7 thoughts on “The real crisis isn’t a refugee crisis …

  1. Well said, Wyon; you draw some poignant analogies.
    If I were you I’d add statistics; the number of asylum seekers in relation to the total UK population. This might help those who wonder whether “opening the gates” would affect their personal comforts.
    Another analogy which might resound would be to compare the UK attitude to these poor people to that of the Germans of Hitler’s time when they were persuaded that the Jews were worthless beings if even human. There are so many ways to manifest bigotry.
    We are hearing about the present Calais crisis in such distant places as Austin, Texas; a place with its own immigration issues to solve. I wonder how we can help, as I suspect that throwing money at it isn’t necessarily a solution. It needs an attitude change followed by a policy change.
    Your writing, if it touches the right audience, may be a stimulant although I’m convinced something pivotal is necessary – but what? Could a newspaper write a heart rendering story about the youth who hid under the truck or about the man who walked the Channel? I know that I tout statistics to address the core of the problem but ultimately it is probably individual emotions which will sway the day – the seekers have to become individuals with lives, loves, and feelings so powerful that they haunt as they do for you and I.

    • Thanks Jane, you are right about stats and stories which I have been distributing in other contexts. I am planning to go back to Calais for a longer period in late September and am hoping then to get some longer in-depth stories from people as to why they fled and how they got to Calais as I am sure you are right that it is the stories that move people most. We are also asking for more donations of essential goods or money so we can buy them.

  2. Compassion has to be balanced. Not only do we have responsibility to feed, clothe and shelter the poor no matter where they come from, but we also need to have compassion on those who are citizens of the country. In among those who are trying to get into GB are people whose aim is to destroy Britain’s way of life and harm her people. The Government has a responsibility to investigate and separate these from those who are genuinely in need and that is more wisely done before they enter the country. I also believe that helping people should be done as far as possible in their country of origin where they are part of a culture they understand. In our country there are those who we’ve let in showing compassion who can’t understand for example why it’s wrong to gang rape a teenager and some of their elders who still cling to their old culture cannot see why they should be jailed. They feel they are racially discriminated against.

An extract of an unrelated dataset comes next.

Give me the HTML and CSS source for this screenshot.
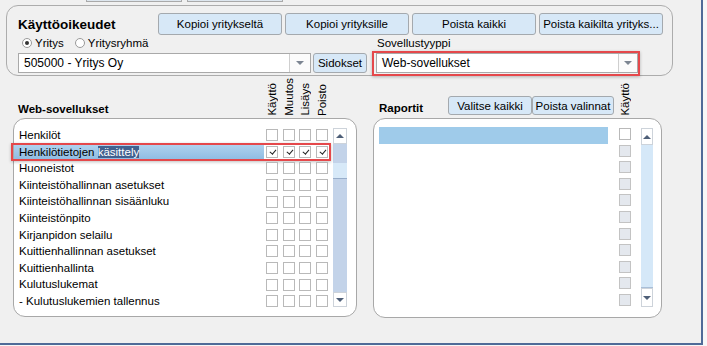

    • I dont recognise the artificial lines we draw between regions of the world, Ian, and our arbitrary division of the earth into ‘countries’. As such the people from one part of the world are no more or less justified, in my view, to receive help and mercy. I also think that we need to transcend thinking that elevates our ‘group’ above others as this is a form of tribalism. We are one species and need to find a way to operate from this perspective. I realise of course that this is an unusual and some would say extreme view. However even if you think my perspective is bunkum and continue to argue in terms of countries the fact of the matter is that we are not allowing the people in Calais to apply for asylum – so we are making no assessment as to whether they have a case or not (or for that matter as to whether they are terrorists/rapists etc). It is only a relatively small number of people there – some 5000 or so – so would be relatively easy to give them a chance to make their case. Then we could help those who are ‘genuine’ and send back those who aren’t. However the British government appears to be dragging its feet about even doing this – perhaps partly because to do so might expose the fact that the vast majority of them are genuine – which would undermine the ability of the tabloid press to represent them otherwise.

  3. Hi Wyon,
    Calais again possibilities.

    Problem is that refugees are thought to need help which is true but the root causes of people becoming refugees is not shared due to government political pressure as Uk gov Complicit. I recall U.N. humanitarian corridors as best idea to Syrian conflict. whole villages are being given away in poor parts of Spain.